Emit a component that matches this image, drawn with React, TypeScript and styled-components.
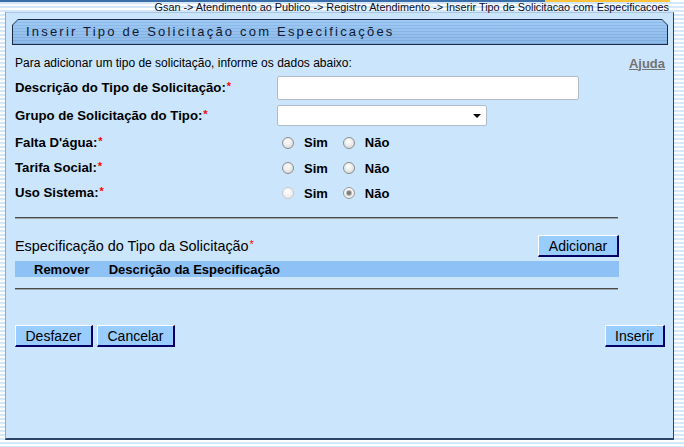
import styled, { createGlobalStyle } from 'styled-components';

const GlobalStyle = createGlobalStyle`
  html, body {
    margin: 0;
    padding: 0;
  }
  body {
    font-family: 'Liberation Sans', Arial, sans-serif;
    color: #000;
  }
`;

const Page = styled.div`
  width: 684px;
  height: 447px;
  overflow: hidden;
  background: repeating-linear-gradient(
    to bottom,
    #ffffff 0px,
    #ffffff 2px,
    #d3e7f8 2px,
    #d3e7f8 4px
  );
`;

const TopLine = styled.div`
  display: flex;
  height: 2px;
  width: 670px;
`;

const LineSegment = styled.div<{ $color: string; $width?: number }>`
  background: ${({ $color }) => $color};
  ${({ $width }) => ($width ? `width: ${$width}px;` : 'flex: 1;')}
`;

const Breadcrumb = styled.div`
  height: 10px;
  line-height: 10px;
  padding-right: 15px;
  text-align: right;
  font-size: 10.85px;
  color: #0c0c24;
  white-space: nowrap;
`;

const Panel = styled.div`
  box-sizing: border-box;
  margin-left: 5px;
  width: 669px;
  height: 428px;
  background: #cbe5fc;
  border-top: 1px solid #a9c6e2;
  border-left: 1px solid #8ea9c6;
  border-right: 1px solid #2b4468;
  border-bottom: 2px solid #2b4468;
`;

const TitleTab = styled.div`
  margin: 6px 5px 0 6px;
  height: 26px;
  padding: 1px;
  box-sizing: border-box;
  background: #1c2a42;
  clip-path: polygon(6px 0, calc(100% - 6px) 0, 100% 6px, 100% 100%, 0 100%, 0 6px);
`;

const TitleInner = styled.div`
  height: 100%;
  box-sizing: border-box;
  padding-left: 13px;
  line-height: 24px;
  font-size: 13px;
  letter-spacing: 2.2px;
  color: #0e1a33;
  background:
    repeating-linear-gradient(to bottom, rgba(255, 255, 255, 0.08) 0 2px, rgba(0, 40, 100, 0.06) 2px 3px),
    linear-gradient(to bottom, #98c6f4, #84b3e6);
  clip-path: polygon(5px 0, calc(100% - 5px) 0, 100% 5px, 100% 100%, 0 100%, 0 5px);
`;

const Content = styled.div`
  padding: 0 8px 0 9px;
`;

const IntroRow = styled.div`
  margin-top: 7px;
  height: 22px;
  display: flex;
  align-items: center;
  justify-content: space-between;
  font-size: 12px;
`;

const HelpLink = styled.a`
  font-size: 13px;
  font-weight: bold;
  color: #737373;
  text-decoration: underline;
  cursor: pointer;
`;

const FormRow = styled.div<{ $height: number }>`
  display: grid;
  grid-template-columns: 262px 1fr;
  align-items: center;
  height: ${({ $height }) => $height}px;
`;

const Label = styled.span`
  font-size: 13.2px;
  font-weight: bold;
`;

const Required = styled.span`
  color: #ff0000;
  font-size: 11px;
  vertical-align: top;
  margin-left: 1px;
`;

const TextInput = styled.input`
  box-sizing: border-box;
  width: 302px;
  height: 24px;
  border: 1px solid #b2bcc8;
  border-radius: 2px;
  background: #fff;
  outline: none;
`;

const SelectBox = styled.div`
  position: relative;
  box-sizing: border-box;
  width: 210px;
  height: 21px;
  border: 1px solid #b2bcc8;
  border-radius: 2px;
  background: #fff;

  &::after {
    content: '';
    position: absolute;
    right: 5px;
    top: 8px;
    border-left: 4px solid transparent;
    border-right: 4px solid transparent;
    border-top: 4px solid #000;
  }
`;

const RadioGroup = styled.div`
  display: flex;
  align-items: center;
  padding-top: 1px;
`;

const Radio = styled.input.attrs({ type: 'radio' })`
  appearance: none;
  box-sizing: border-box;
  width: 12px;
  height: 12px;
  margin: 0 10px 0 5px;
  border-radius: 50%;
  border: 1px solid #8d8d8d;
  background: radial-gradient(circle at 45% 35%, #ffffff 0%, #eeeeee 40%, #cfcfcf 100%);
  display: grid;
  place-items: center;

  &:disabled {
    border-color: #c9c9c9;
    background: radial-gradient(circle at 45% 35%, #ffffff 0%, #f2f2f2 50%, #e2e2e2 100%);
  }

  &:checked::after {
    content: '';
    width: 4px;
    height: 4px;
    border-radius: 50%;
    background: #7a7a7a;
    box-shadow: 0 0 0 1px #b5b5b5;
  }

  &:checked:disabled {
    border-color: #9a9a9a;
  }
`;

const RadioText = styled.span`
  font-size: 13px;
  font-weight: bold;
  margin-right: 10px;
`;

const Divider = styled.div<{ $top: number }>`
  margin-top: ${({ $top }) => $top}px;
  width: 603px;
  border-top: 1px solid #4a4a4a;
  border-bottom: 1px solid #9aa6b2;
`;

const SpecRow = styled.div`
  margin-top: 16px;
  width: 604px;
  height: 22px;
  display: flex;
  align-items: center;
  justify-content: space-between;
`;

const SpecTitle = styled.span`
  font-size: 14.4px;
`;

const TableHeader = styled.div`
  margin-top: 4px;
  width: 604px;
  height: 16px;
  display: flex;
  align-items: center;
  gap: 19px;
  padding-left: 19px;
  box-sizing: border-box;
  background: #8ec2f7;
  font-size: 13px;
  font-weight: bold;
`;

const Footer = styled.div`
  margin-top: 35px;
  display: flex;
  justify-content: space-between;
`;

const ButtonGroup = styled.div`
  display: flex;
  gap: 4px;
`;

const Button = styled.button<{ $width: number }>`
  box-sizing: border-box;
  width: ${({ $width }) => $width}px;
  height: 22px;
  padding: 0;
  background: #99ccff;
  border-style: solid;
  border-width: 1px 2px 2px 1px;
  border-color: #ffffff #000066 #000066 #ffffff;
  font-family: 'Liberation Sans', Arial, sans-serif;
  font-size: 14px;
  color: #000;
  cursor: pointer;
`;

type RadioRow = {
  label: string;
  name: string;
  disabled?: boolean;
  checked?: 'sim' | 'nao';
};

const radioRows: RadioRow[] = [
  { label: "Falta D'água:", name: 'faltaAgua' },
  { label: 'Tarifa Social:', name: 'tarifaSocial' },
  { label: 'Uso Sistema:', name: 'usoSistema', disabled: true, checked: 'nao' },
];

export default function App() {
  return (
    <>
      <GlobalStyle />
      <Page>
        <TopLine>
          <LineSegment $color="#3b6ea8" $width={545} />
          <LineSegment $color="#ffc23c" />
        </TopLine>
        <Breadcrumb>
          Gsan -&gt; Atendimento ao Publico -&gt; Registro Atendimento -&gt; Inserir Tipo de
          Solicitacao com Especificacoes
        </Breadcrumb>
        <Panel>
          <TitleTab>
            <TitleInner>Inserir Tipo de Solicitação com Especificações</TitleInner>
          </TitleTab>
          <Content>
            <IntroRow>
              <span>Para adicionar um tipo de solicitação, informe os dados abaixo:</span>
              <HelpLink>Ajuda</HelpLink>
            </IntroRow>
            <FormRow $height={27}>
              <Label>
                Descrição do Tipo de Solicitação:<Required>*</Required>
              </Label>
              <TextInput type="text" />
            </FormRow>
            <FormRow $height={28}>
              <Label>
                Grupo de Solicitação do Tipo:<Required>*</Required>
              </Label>
              <SelectBox />
            </FormRow>
            {radioRows.map((row, i) => (
              <FormRow key={row.name} $height={i === 0 ? 26 : 25}>
                <Label>
                  {row.label}
                  <Required>*</Required>
                </Label>
                <RadioGroup>
                  <Radio
                    name={row.name}
                    disabled={row.disabled}
                    defaultChecked={row.checked === 'sim'}
                  />
                  <RadioText>Sim</RadioText>
                  <Radio
                    name={row.name}
                    disabled={row.disabled}
                    defaultChecked={row.checked === 'nao'}
                  />
                  <RadioText>Não</RadioText>
                </RadioGroup>
              </FormRow>
            ))}
            <Divider $top={12} />
            <SpecRow>
              <SpecTitle>
                Especificação do Tipo da Solicitação<Required>*</Required>
              </SpecTitle>
              <Button $width={81}>Adicionar</Button>
            </SpecRow>
            <TableHeader>
              <span>Remover</span>
              <span>Descrição da Especificação</span>
            </TableHeader>
            <Divider $top={11} />
            <Footer>
              <ButtonGroup>
                <Button $width={78}>Desfazer</Button>
                <Button $width={78}>Cancelar</Button>
              </ButtonGroup>
              <Button $width={60}>Inserir</Button>
            </Footer>
          </Content>
        </Panel>
      </Page>
    </>
  );
}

========================================

GOAL -> For the listing above, give the number of lines in which the string "components" occurs, and nothing else.

COMPLETED TASK -> 2